Moving forward with IoT and Industry 4.0

No business can stand still. As part of a booming digital scene in Sheffield, Andrew and other Epitomy staff now regularly engage with other companies, events, education establishments and tech initiatives.

“I’d like to think that we are helping to change the industrial retail paradigm with the services we offer. Layered distribution of goods and parts is being turned on its head.”

“We continue to work hard to promote training, learning and advancing skills where we can. We have a degree-level apprentice on board, and we’re looking at possible future link-ups with both Sheffield universities and also the University Technical College that supports 14-19 year olds.

“The Sheffield City Region and Welcome To Sheffield initiatives have offered us some excellent mentoring sessions to help us evaluate the business and plan ahead, and a number of partnerships have developed.
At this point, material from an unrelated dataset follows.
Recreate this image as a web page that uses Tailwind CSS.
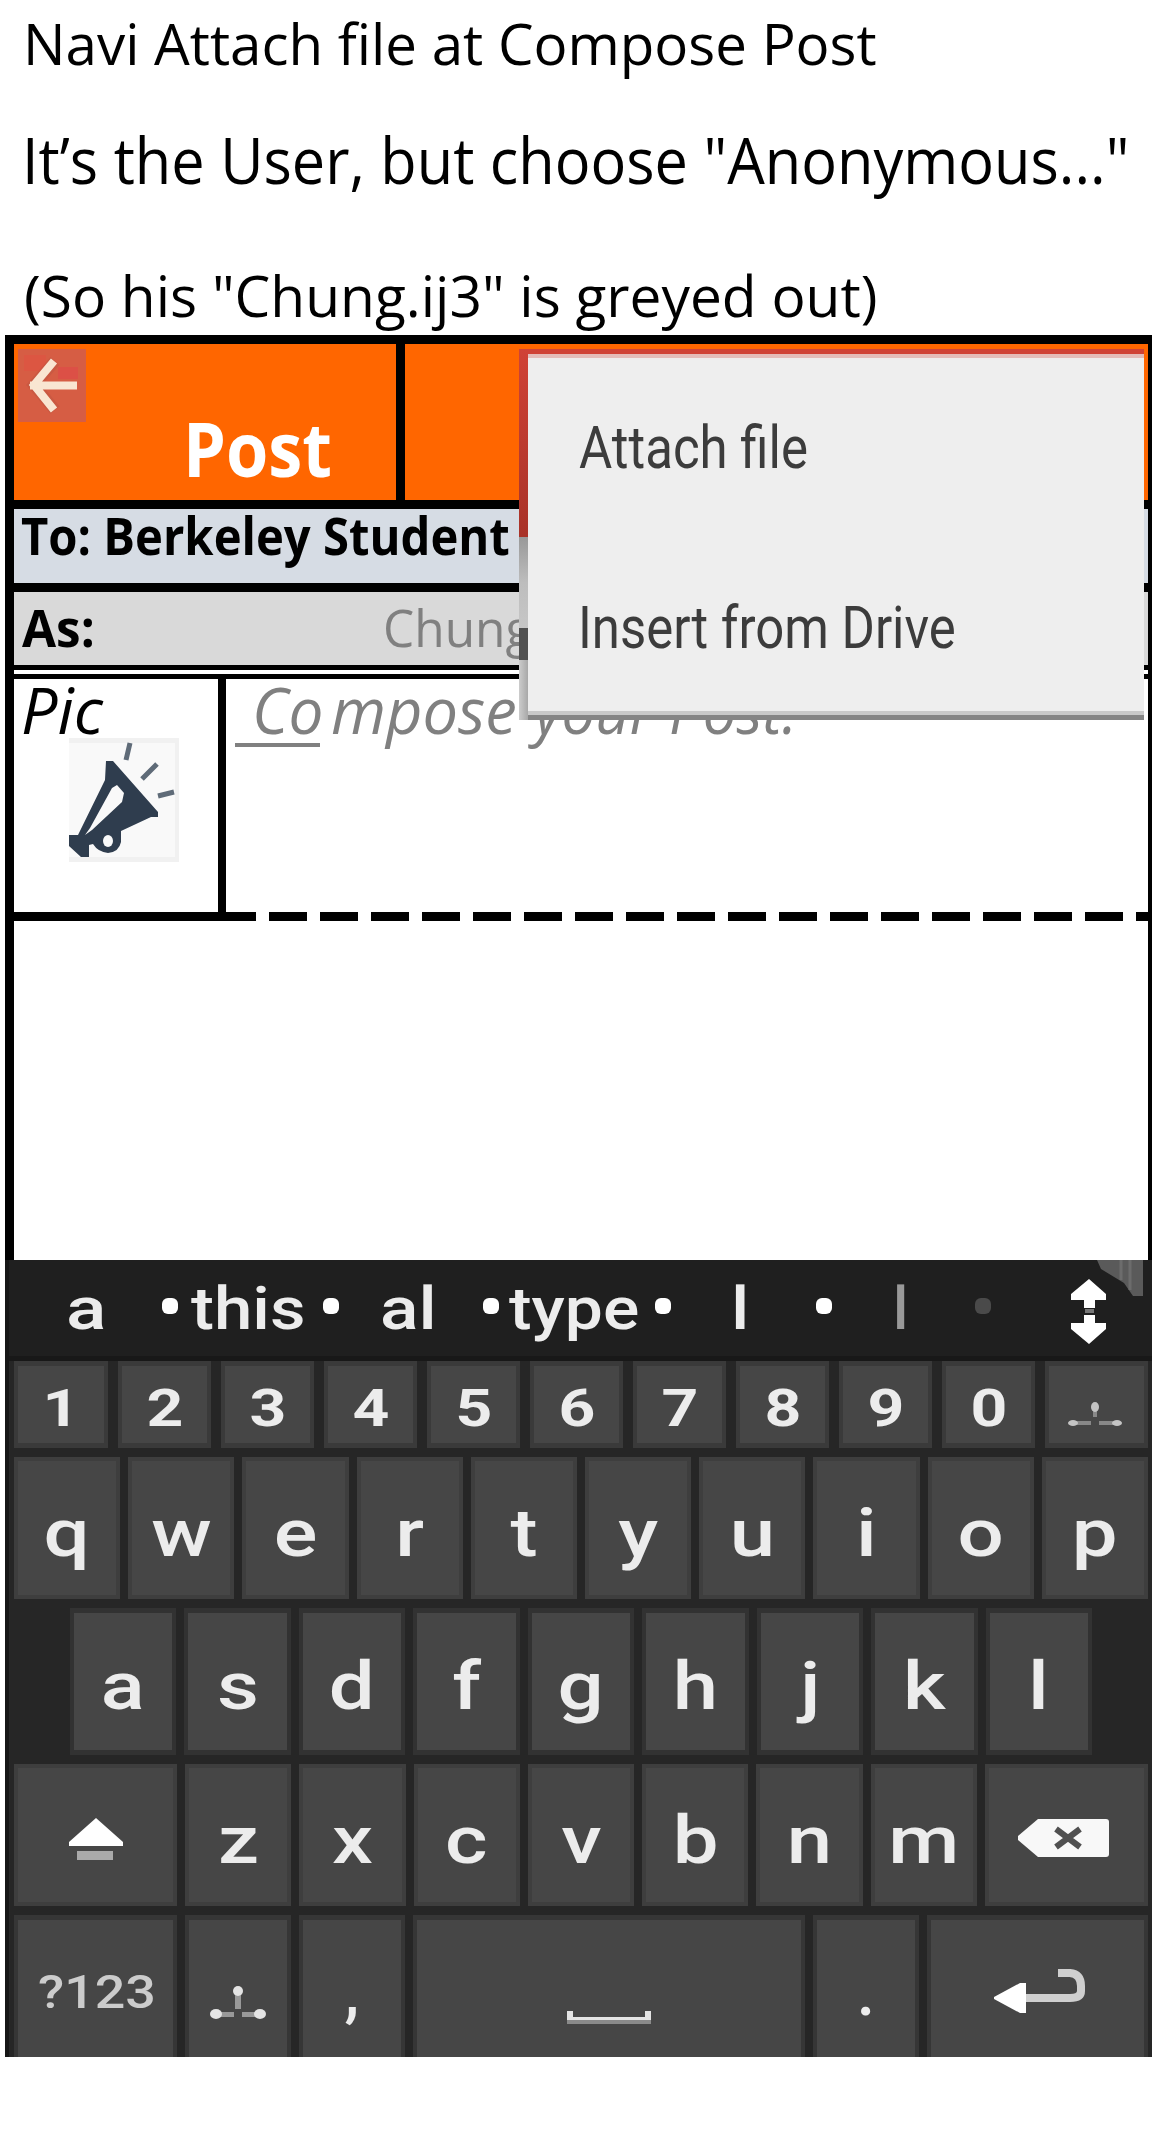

“The Goldman Sachs ‘10,000 Small Businesses’ has also been a great help. It assists companies like Epitomy to create jobs, access education, capital and business support services. I’d recommend it to any SMEs.

“The Internet of Things and Industry 4.0 are the latest buzzwords for how data, machines and systems will enable manufacturing facilities to connect and communicate in the future. The technologies we deploy for businesses are very real and very now!

“I’d like to think that we are helping to change the industrial retail paradigm with the services we offer. Layered distribution of goods and parts is being turned on its head. Our product data management tools help UK organisations exploit the changing environment so they can reach their own specific goals.

“Giving our customers a competitive edge makes what we do worthwhile and very satisfying.”